• **GIVEN REQUEST**
Copy out all lines carrying the word "index".
--- Start DATA SUPPLIED ---
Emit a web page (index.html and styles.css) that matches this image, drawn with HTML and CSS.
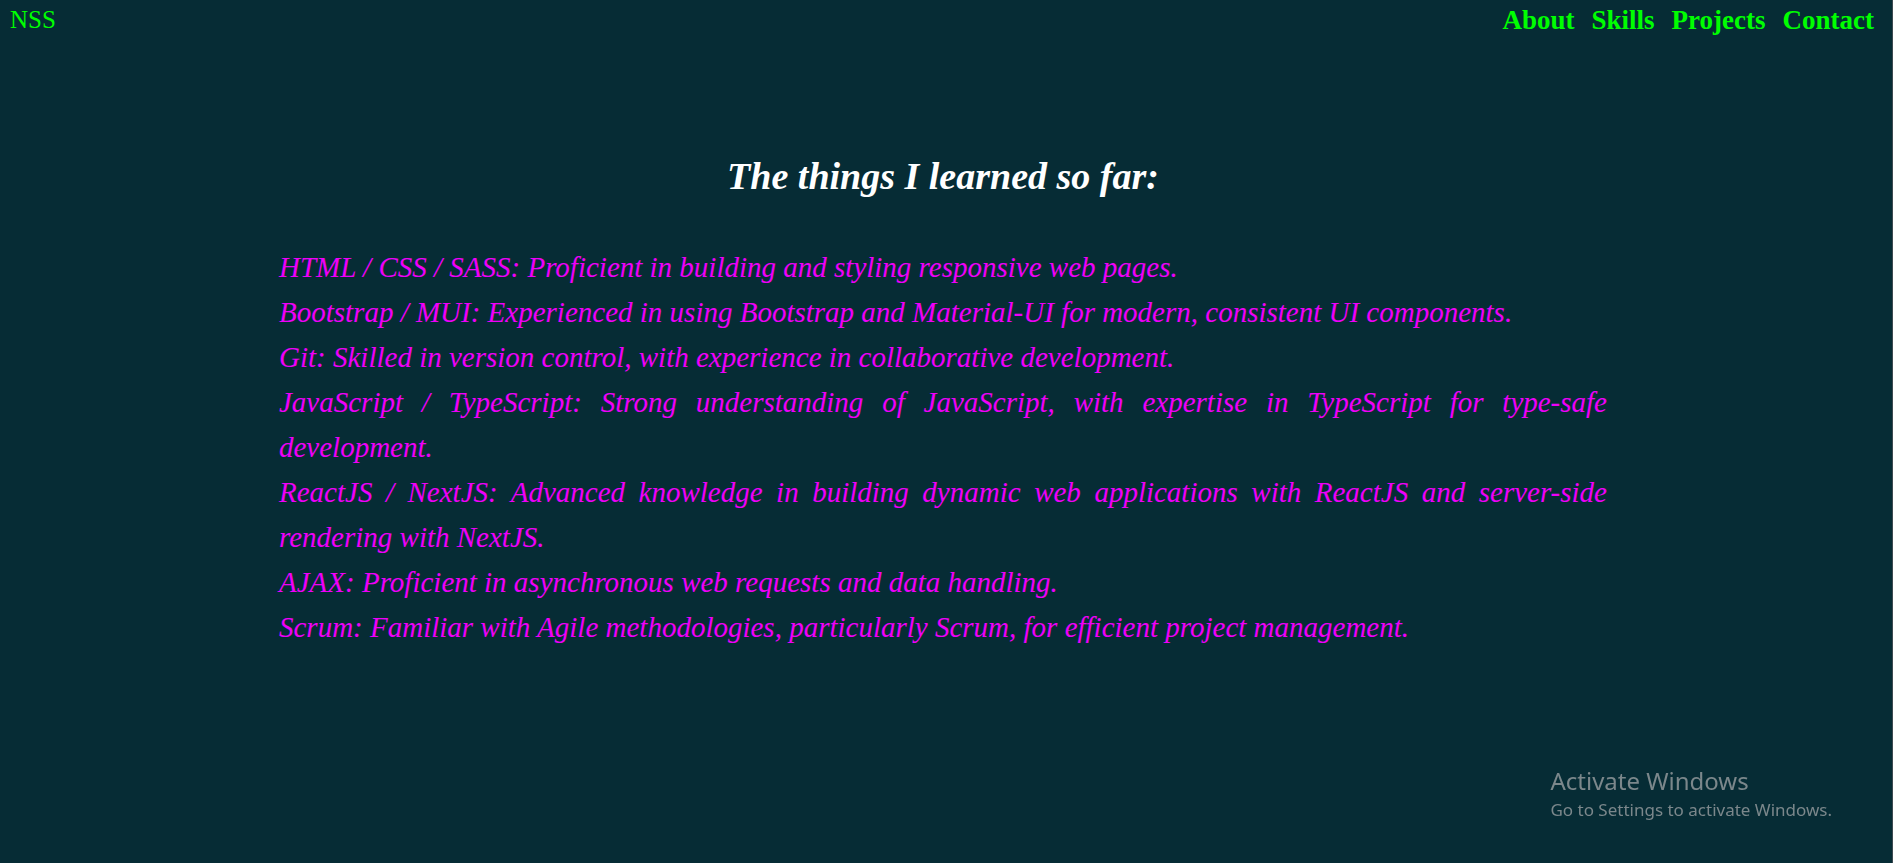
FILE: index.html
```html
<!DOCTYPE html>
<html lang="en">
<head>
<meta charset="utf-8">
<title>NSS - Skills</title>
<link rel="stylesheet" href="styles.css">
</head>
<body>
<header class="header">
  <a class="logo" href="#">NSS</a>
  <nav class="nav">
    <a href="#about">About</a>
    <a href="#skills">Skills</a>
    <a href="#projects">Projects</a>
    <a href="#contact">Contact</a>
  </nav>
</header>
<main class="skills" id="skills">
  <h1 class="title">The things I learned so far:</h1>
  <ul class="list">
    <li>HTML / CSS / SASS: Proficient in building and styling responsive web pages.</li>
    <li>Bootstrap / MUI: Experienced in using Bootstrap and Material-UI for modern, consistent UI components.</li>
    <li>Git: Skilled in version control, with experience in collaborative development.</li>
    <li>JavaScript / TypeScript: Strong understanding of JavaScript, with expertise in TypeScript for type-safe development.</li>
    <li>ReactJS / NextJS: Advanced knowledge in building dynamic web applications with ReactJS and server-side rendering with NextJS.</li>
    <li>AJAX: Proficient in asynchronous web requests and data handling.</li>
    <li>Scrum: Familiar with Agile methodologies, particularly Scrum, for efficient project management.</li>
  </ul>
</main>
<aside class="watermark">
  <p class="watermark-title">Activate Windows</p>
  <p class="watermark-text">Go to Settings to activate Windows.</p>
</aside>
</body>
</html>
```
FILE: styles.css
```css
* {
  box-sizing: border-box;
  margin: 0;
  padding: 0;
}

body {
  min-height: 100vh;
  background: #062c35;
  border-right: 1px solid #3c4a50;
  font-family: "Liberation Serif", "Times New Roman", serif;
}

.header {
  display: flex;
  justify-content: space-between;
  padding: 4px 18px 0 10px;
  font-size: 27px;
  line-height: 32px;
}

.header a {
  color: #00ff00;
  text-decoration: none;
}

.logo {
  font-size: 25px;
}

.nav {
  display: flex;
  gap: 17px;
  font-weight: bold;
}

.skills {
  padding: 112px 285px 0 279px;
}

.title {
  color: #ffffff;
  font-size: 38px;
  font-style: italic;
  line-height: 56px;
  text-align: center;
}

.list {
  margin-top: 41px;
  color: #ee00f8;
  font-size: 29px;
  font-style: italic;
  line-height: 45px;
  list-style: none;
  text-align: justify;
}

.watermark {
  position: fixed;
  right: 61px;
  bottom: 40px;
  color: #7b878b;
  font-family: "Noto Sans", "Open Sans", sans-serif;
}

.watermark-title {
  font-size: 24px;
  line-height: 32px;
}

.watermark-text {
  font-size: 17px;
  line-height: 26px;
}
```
--- End DATA SUPPLIED ---
--- Start DATA SUPPLIED ---
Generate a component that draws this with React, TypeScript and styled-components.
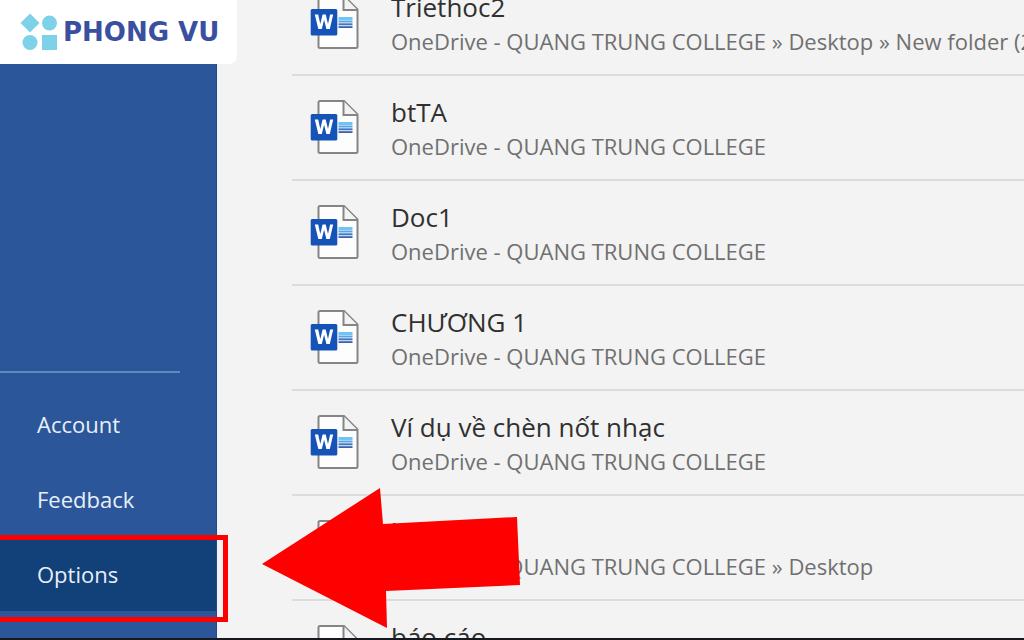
--- End DATA SUPPLIED ---
• **TASK OUTPUT**
Emit a web page (index.html and styles.css) that matches this image, drawn with HTML and CSS.
FILE: index.html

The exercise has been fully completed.